Even for the jaded business-casual wreck, this film should offer something contemptuous to feed upon your psyche. To redefine the plot within a spoiler-free confine, A Serbian Film offers up a family's story on a burner of esoteric deception. Milosh is a hardly working retired porn star who is struggling to support his beautiful wife and cheerful son, who is experiencing a sexual awakening in part of his dad’s films, and is bleeding out his revenue on silly things like singing lessons. Scared of his family’s future, he agrees to film a final piece out of retirement, one that is wholly unknown filmed by a mysterious man named Vukmir. As the “official” synopsis would treat it, the director’s intention might not be as peachy and straightforward as the art would have it. As far as Milosh’s odyssey of sexual humiliation is shown in graphic detail of ambiguity, I too have been in a situation entirely interesting and chilling to the bone, but not so much as depraved as this experiment in film-making. Some time ago on a forum, a beautiful woman began speaking to me in philosophical tongue. She had been new to the forums and keenly dismissing most of the horny teenagers making passes. As she private messaged me and our conversations raged on for days, she inferred me to a organization (cult?) known as Yellow-1. After much searching the Internet and not coming up with nothing, I linked my friend to the website and he returned with an IP. Tracing that and the location, we discovered that this organization was apart of Neurocam, which is known secretly as a strange affiliation that plays cryptic games of delivering and receiving anonymous packages. Almost like a real life courier game that is bizarre and unknown to most.


After inquiring on their own personal web-board, I was plummeted with woefully profound messages asking me to question my own goals and needs, that brand of horseshit. After acquiring an application to join Yellow-1 in my mailbox, I dropped the topic with chills down my spine and moved on. Much of what I experienced cannot be transferred into mere words as it would rain down skepticism and diatribe on my end. We all fear something and it's always lurking. This story of mine is very congruent to Milosh's feelings as well, without the sodomy of the peculiar. What I ravished in was the descent into madness that this male, like many males with their formidable lust and power, have fallen victim to. A Serbian Film isn't the kind of film an overweight loser from Pittsburgh can make. While this film has a body count, it doesn't act as an exclusive accessory.

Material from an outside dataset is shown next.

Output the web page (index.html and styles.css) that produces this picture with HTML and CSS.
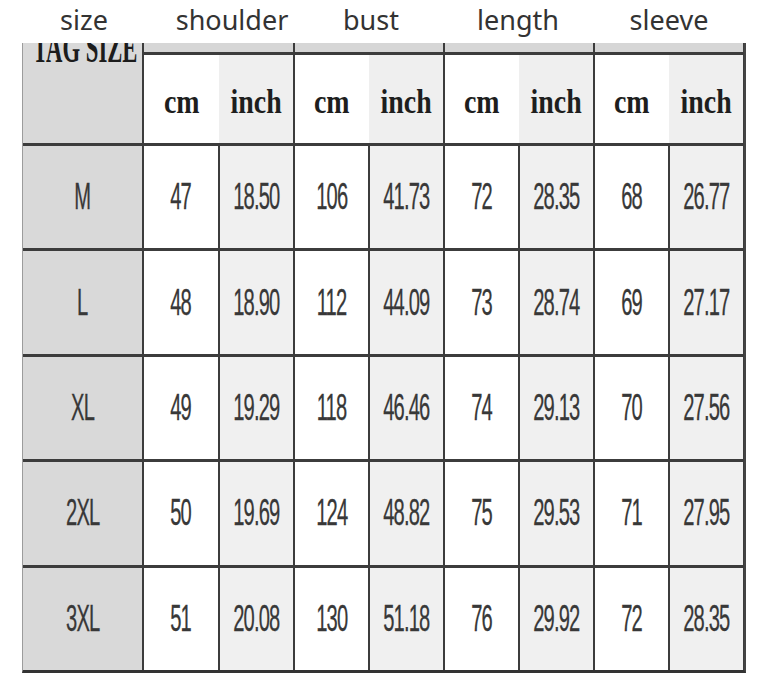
FILE: index.html
```html
<!DOCTYPE html>
<html>
<head>
<meta charset="utf-8">
<link rel="stylesheet" href="styles.css">
</head>
<body>
<div class="labels">
  <span class="label label-size">size</span>
  <span class="label label-shoulder">shoulder</span>
  <span class="label label-bust">bust</span>
  <span class="label label-length">length</span>
  <span class="label label-sleeve">sleeve</span>
</div>
<div class="chart">
  <div class="tag"><span class="tag-text">TAG SIZE</span></div>
  <div class="band"></div>
  <div class="band"></div>
  <div class="band"></div>
  <div class="band"></div>
  <div class="units"><span class="unit"><b>cm</b></span><span class="unit alt"><b>inch</b></span></div>
  <div class="units"><span class="unit"><b>cm</b></span><span class="unit alt"><b>inch</b></span></div>
  <div class="units"><span class="unit"><b>cm</b></span><span class="unit alt"><b>inch</b></span></div>
  <div class="units"><span class="unit"><b>cm</b></span><span class="unit alt"><b>inch</b></span></div>

  <div class="cell size"><span>M</span></div>
  <div class="cell"><span>47</span></div><div class="cell alt"><span>18.50</span></div>
  <div class="cell"><span>106</span></div><div class="cell alt"><span>41.73</span></div>
  <div class="cell"><span>72</span></div><div class="cell alt"><span>28.35</span></div>
  <div class="cell"><span>68</span></div><div class="cell alt"><span>26.77</span></div>

  <div class="cell size"><span>L</span></div>
  <div class="cell"><span>48</span></div><div class="cell alt"><span>18.90</span></div>
  <div class="cell"><span>112</span></div><div class="cell alt"><span>44.09</span></div>
  <div class="cell"><span>73</span></div><div class="cell alt"><span>28.74</span></div>
  <div class="cell"><span>69</span></div><div class="cell alt"><span>27.17</span></div>

  <div class="cell size"><span>XL</span></div>
  <div class="cell"><span>49</span></div><div class="cell alt"><span>19.29</span></div>
  <div class="cell"><span>118</span></div><div class="cell alt"><span>46.46</span></div>
  <div class="cell"><span>74</span></div><div class="cell alt"><span>29.13</span></div>
  <div class="cell"><span>70</span></div><div class="cell alt"><span>27.56</span></div>

  <div class="cell size"><span>2XL</span></div>
  <div class="cell"><span>50</span></div><div class="cell alt"><span>19.69</span></div>
  <div class="cell"><span>124</span></div><div class="cell alt"><span>48.82</span></div>
  <div class="cell"><span>75</span></div><div class="cell alt"><span>29.53</span></div>
  <div class="cell"><span>71</span></div><div class="cell alt"><span>27.95</span></div>

  <div class="cell size"><span>3XL</span></div>
  <div class="cell"><span>51</span></div><div class="cell alt"><span>20.08</span></div>
  <div class="cell"><span>130</span></div><div class="cell alt"><span>51.18</span></div>
  <div class="cell"><span>76</span></div><div class="cell alt"><span>29.92</span></div>
  <div class="cell"><span>72</span></div><div class="cell alt"><span>28.35</span></div>
</div>
</body>
</html>
```

FILE: styles.css
```css
html, body {
  margin: 0;
  padding: 0;
  background: #ffffff;
}

.labels {
  display: grid;
  grid-template-columns: 120px 150px 150px 150px 150px;
  padding-left: 22px;
  height: 43px;
  box-sizing: border-box;
  padding-top: 2px;
  font-family: "Noto Sans", "Open Sans", sans-serif;
  font-size: 27px;
  line-height: 36px;
  color: #333333;
}

.label {
  text-align: center;
}
.label-size { padding-left: 4px; }
.label-shoulder { padding-left: 30px; }
.label-bust { padding-left: 8px; }
.label-length { padding-left: 2px; }
.label-sleeve { padding-left: 4px; }

.chart {
  display: grid;
  margin-left: 22px;
  width: 724px;
  box-sizing: border-box;
  grid-template-columns: 119px 74px 73px 73px 73px 73px 73px 73px 73px;
  grid-template-rows: 9px 88px repeat(5, 102.4px);
  column-gap: 2px;
  row-gap: 3px;
  background: #3c3c3c;
  border-left: 1px solid #9c9c9c;
  border-right: 2px solid #444444;
  border-bottom: 3px solid #333333;
}

.tag {
  grid-row: 1 / span 2;
  grid-column: 1;
  background: #d9d9d9;
  overflow: hidden;
  display: flex;
  justify-content: center;
  align-items: flex-start;
  padding-left: 6px;
}

.tag-text {
  flex: none;
  display: block;
  font-family: "Liberation Serif", "Times New Roman", serif;
  font-weight: bold;
  font-size: 42px;
  line-height: 10px;
  height: 10px;
  color: #1c1c1c;
  white-space: nowrap;
  transform: scaleX(0.54);
}

.band {
  grid-column: span 2;
  background: #d6d6d6;
}

.units {
  grid-column: span 2;
  display: flex;
}

.unit {
  flex: 1;
  background: #ffffff;
  display: flex;
  align-items: center;
  justify-content: center;
  padding-top: 6px;
  font-family: "Liberation Serif", "Times New Roman", serif;
  font-size: 34px;
  color: #1e1e1e;
}
.unit.alt {
  background: #efefef;
}
.unit b {
  display: inline-block;
  transform: scaleX(0.82);
}

.cell {
  background: #ffffff;
  display: flex;
  align-items: center;
  justify-content: center;
  font-family: "Liberation Sans", Arial, sans-serif;
  font-size: 36px;
  color: #383838;
}
.cell.alt {
  background: #f0f0f0;
}
.cell.size {
  background: #d9d9d9;
}
.cell span {
  display: inline-block;
  letter-spacing: -1.5px;
  transform: scaleX(0.56);
  -webkit-text-stroke: 0.3px #383838;
}
```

Take the cult "classic" August Underground for example. With a mere mention it sparks a communion of underground horror fans chanting about "severed penises" and "cut-off nipples." While these facets do occur within Fred Vogel's creation, you must understand that these scenes make the film and the hype. When you mention this pseudo-snuff trilogy, you don't say to yourself "Oh, that's that movie with the climatic character-intrusive depth and ravaging climax?" Those compliments are reserved for an endeavor worthy of the title "art." Taking what I know and what you don't, it would seem that the only fitting label for A Serbian Film is high-velocity punishment. Vukmir would have been so proud of what his creators have created for this is what art is - Consequential.


What Irreversible is largely know for is its brutal rape/fire extinguisher scene and the music. Thomas Bangalter (half of Daft Punk) created for Noé was a collection of the finest and grittiest electronic music ranging from the glitch-pop repetition that is Spinal Scratch then onto the bass-thumping dominance of Outrun. Surely the composer of the eclectic soundtrack of A Serbian Film took notice to this soundtrack, at least enough to incorporate grinding low frequencies in order to churn intestines. For all you noise fans as well, there are better sequences of clenched-teeth dispositions of transgressive savagery marked to the sweet sound of what could be Aphex Twin with unleaded gasoline and vinegar destroying its engine. For what it's worth, Vukmir rants and raves mid film about the languorous state of his mother country; art, film, life. The ravings of a cinema obsessed lunatic have never been detached so clearly from a perspective planted in reality to a character created and given life from a sheet of paper. While he screams about the fragility of being a victim and how victims sell, he reassures Milosh that he is the only one in the picture that isn't a victim. I believe after viewing all what this film has to offer, that his assertion is intelligently correct because whether we like or not, we all fall victim to the seething nihilism that A Serbian Film has to offer.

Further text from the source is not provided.